### Set exercise
Extract the lines of the material below, beginning with the first and ending with the line that holds "string; count: number;". Skip every picture.

========

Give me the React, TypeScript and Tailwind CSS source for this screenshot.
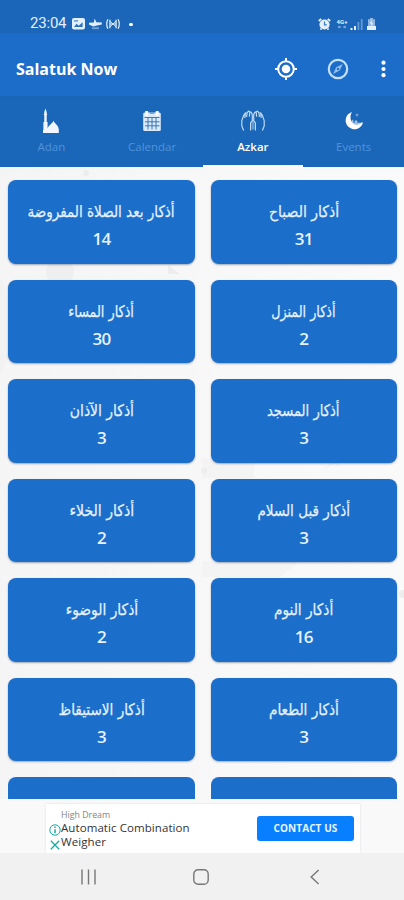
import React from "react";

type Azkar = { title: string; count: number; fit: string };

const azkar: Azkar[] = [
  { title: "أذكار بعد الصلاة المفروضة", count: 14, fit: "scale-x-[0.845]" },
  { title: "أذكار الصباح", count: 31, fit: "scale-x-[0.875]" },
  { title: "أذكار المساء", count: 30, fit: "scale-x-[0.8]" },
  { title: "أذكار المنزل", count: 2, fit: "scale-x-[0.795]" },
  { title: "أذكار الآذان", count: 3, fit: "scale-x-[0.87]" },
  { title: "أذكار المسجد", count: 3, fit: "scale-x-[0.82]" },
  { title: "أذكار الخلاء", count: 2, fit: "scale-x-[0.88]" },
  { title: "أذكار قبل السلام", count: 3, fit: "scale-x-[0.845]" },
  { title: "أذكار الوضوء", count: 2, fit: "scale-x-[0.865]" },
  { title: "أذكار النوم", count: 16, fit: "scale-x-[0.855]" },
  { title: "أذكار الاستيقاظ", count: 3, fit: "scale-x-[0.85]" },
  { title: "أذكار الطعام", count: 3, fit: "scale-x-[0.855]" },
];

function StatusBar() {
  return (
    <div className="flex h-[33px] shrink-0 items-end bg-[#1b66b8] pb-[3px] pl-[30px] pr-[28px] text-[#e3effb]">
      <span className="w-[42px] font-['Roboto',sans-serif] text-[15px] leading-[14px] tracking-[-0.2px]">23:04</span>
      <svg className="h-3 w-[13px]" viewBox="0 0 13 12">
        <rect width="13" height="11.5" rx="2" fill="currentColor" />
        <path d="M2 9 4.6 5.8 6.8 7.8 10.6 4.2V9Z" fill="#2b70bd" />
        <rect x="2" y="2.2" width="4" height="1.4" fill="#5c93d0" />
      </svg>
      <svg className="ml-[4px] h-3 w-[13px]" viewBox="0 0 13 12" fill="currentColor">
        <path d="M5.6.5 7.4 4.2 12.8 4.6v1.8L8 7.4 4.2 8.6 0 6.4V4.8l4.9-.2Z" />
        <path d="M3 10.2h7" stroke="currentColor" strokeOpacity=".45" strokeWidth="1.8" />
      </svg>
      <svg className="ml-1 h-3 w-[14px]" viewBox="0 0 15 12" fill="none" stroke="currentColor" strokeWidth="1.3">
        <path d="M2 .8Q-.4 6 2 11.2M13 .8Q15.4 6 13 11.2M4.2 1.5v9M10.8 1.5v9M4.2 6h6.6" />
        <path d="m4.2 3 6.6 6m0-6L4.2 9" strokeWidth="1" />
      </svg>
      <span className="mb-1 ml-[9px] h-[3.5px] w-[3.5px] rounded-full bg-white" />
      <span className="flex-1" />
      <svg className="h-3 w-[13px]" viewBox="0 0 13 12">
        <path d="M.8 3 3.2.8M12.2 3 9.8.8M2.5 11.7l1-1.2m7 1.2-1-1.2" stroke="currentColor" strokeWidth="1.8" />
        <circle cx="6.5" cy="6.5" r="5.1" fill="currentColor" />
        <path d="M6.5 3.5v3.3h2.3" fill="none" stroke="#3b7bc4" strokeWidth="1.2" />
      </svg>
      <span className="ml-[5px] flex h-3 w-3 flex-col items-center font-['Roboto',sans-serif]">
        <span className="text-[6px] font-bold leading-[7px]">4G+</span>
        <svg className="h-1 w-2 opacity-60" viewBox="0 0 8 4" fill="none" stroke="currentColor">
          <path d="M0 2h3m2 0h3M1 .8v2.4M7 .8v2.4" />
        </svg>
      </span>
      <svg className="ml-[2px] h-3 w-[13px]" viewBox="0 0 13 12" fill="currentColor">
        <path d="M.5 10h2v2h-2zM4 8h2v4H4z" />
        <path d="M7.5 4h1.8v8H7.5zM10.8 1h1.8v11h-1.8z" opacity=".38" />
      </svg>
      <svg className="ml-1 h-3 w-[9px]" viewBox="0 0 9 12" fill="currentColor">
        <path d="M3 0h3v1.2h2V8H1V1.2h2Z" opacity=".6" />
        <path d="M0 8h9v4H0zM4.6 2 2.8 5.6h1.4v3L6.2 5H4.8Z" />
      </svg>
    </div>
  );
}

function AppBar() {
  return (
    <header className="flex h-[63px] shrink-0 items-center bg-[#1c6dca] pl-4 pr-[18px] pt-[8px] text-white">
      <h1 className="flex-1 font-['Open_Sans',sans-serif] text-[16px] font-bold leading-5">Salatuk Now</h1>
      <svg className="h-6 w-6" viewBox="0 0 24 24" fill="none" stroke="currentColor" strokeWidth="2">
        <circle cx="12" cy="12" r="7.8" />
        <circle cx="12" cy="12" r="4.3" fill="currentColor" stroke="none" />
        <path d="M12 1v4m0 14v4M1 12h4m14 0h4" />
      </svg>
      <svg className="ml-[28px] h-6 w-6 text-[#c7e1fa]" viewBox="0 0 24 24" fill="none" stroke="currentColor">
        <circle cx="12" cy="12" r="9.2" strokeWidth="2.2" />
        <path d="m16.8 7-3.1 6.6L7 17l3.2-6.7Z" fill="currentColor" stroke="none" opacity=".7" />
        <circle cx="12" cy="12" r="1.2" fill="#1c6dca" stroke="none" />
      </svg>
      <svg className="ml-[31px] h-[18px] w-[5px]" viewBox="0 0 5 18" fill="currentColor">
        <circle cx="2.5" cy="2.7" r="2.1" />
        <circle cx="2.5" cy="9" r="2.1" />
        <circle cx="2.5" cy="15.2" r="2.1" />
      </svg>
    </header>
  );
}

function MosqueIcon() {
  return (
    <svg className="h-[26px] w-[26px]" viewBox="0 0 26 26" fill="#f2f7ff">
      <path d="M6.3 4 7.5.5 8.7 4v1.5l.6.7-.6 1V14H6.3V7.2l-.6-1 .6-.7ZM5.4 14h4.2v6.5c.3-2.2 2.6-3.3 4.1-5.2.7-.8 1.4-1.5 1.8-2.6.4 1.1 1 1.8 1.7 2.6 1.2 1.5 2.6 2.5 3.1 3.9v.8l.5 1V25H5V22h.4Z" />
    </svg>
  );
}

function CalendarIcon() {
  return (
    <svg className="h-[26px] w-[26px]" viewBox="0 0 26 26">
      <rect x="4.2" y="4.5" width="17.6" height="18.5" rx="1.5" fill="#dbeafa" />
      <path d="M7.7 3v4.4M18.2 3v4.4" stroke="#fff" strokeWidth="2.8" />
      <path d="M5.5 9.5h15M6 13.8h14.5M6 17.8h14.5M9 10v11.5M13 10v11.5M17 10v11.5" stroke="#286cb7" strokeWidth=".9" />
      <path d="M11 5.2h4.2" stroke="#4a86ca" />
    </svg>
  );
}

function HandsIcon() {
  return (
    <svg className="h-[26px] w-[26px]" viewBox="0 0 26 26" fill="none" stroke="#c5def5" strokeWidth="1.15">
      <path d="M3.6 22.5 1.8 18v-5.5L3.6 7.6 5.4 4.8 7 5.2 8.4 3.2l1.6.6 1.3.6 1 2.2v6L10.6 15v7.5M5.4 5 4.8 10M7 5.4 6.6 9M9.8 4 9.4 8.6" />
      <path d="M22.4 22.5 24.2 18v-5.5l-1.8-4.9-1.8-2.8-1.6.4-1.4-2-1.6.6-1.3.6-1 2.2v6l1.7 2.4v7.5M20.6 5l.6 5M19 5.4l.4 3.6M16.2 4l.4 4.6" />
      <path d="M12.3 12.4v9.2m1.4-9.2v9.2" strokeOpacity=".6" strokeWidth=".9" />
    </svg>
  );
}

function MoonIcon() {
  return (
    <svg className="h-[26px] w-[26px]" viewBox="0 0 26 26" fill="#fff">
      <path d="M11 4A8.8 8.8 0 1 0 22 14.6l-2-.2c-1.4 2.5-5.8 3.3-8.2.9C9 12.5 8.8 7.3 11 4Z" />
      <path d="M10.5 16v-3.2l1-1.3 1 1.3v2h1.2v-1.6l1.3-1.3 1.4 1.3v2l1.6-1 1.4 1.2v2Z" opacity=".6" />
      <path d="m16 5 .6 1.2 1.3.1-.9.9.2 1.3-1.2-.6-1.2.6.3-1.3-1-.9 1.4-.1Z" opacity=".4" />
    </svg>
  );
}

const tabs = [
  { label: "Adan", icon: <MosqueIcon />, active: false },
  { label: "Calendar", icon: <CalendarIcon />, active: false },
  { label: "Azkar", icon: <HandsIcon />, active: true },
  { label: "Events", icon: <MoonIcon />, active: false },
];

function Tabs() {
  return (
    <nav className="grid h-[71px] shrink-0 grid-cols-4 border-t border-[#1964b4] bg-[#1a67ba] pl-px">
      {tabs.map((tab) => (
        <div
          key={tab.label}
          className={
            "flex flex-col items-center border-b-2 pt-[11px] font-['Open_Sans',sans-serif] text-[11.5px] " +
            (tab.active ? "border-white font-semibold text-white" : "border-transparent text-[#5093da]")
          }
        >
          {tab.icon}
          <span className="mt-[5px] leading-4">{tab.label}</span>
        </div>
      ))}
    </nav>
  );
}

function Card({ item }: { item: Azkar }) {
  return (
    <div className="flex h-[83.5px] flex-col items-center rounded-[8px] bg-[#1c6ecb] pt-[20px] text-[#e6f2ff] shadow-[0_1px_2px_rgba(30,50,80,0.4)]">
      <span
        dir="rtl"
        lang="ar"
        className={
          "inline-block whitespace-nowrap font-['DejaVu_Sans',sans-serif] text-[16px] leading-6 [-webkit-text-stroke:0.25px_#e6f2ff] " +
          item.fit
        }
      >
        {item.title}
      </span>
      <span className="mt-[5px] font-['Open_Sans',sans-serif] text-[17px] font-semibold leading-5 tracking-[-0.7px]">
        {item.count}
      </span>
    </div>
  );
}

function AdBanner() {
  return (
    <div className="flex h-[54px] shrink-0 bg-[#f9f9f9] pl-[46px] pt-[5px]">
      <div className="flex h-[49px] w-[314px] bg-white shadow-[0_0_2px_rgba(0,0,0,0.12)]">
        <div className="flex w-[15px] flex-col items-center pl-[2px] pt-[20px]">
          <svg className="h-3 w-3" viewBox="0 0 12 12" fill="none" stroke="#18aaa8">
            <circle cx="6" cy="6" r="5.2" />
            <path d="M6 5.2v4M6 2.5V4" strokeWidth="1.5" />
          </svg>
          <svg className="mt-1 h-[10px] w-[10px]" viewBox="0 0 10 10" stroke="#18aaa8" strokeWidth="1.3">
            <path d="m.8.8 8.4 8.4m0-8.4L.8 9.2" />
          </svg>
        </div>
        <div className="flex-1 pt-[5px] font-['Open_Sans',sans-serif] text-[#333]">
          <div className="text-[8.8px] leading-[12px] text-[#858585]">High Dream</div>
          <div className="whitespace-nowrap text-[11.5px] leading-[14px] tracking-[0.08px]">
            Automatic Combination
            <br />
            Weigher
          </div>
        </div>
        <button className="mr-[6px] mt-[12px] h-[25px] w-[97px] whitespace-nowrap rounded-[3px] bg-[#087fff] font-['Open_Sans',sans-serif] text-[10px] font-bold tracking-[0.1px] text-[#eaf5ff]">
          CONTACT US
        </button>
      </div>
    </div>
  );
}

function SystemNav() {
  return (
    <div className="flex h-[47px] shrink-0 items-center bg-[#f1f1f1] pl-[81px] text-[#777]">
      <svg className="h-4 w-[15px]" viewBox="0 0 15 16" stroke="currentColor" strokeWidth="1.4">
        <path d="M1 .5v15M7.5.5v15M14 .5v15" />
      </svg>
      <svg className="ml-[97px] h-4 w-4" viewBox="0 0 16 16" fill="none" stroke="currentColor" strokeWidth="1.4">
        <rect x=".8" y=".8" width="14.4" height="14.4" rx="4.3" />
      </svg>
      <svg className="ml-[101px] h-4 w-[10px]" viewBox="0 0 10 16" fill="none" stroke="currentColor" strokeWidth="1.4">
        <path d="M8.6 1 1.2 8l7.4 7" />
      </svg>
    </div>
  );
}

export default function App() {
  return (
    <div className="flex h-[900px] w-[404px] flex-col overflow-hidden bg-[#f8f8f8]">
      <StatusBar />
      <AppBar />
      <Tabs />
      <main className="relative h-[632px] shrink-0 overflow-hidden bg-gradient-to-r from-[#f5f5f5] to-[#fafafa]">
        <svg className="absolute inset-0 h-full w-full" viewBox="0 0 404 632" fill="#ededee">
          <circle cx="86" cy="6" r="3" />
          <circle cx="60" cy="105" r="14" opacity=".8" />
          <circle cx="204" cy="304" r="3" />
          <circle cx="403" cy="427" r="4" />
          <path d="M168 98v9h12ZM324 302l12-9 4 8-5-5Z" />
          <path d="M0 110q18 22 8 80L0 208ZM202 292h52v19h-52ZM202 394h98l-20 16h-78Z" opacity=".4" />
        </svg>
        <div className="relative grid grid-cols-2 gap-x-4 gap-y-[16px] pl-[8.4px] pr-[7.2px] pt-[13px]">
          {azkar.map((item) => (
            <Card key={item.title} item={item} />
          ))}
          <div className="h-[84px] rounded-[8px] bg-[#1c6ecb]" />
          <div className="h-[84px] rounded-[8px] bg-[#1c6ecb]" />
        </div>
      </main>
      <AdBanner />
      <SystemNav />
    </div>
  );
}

========

### Solution to this exercise
Give me the React, TypeScript and Tailwind CSS source for this screenshot.
import React from "react";

type Azkar = { title: string; count: number; fit: string };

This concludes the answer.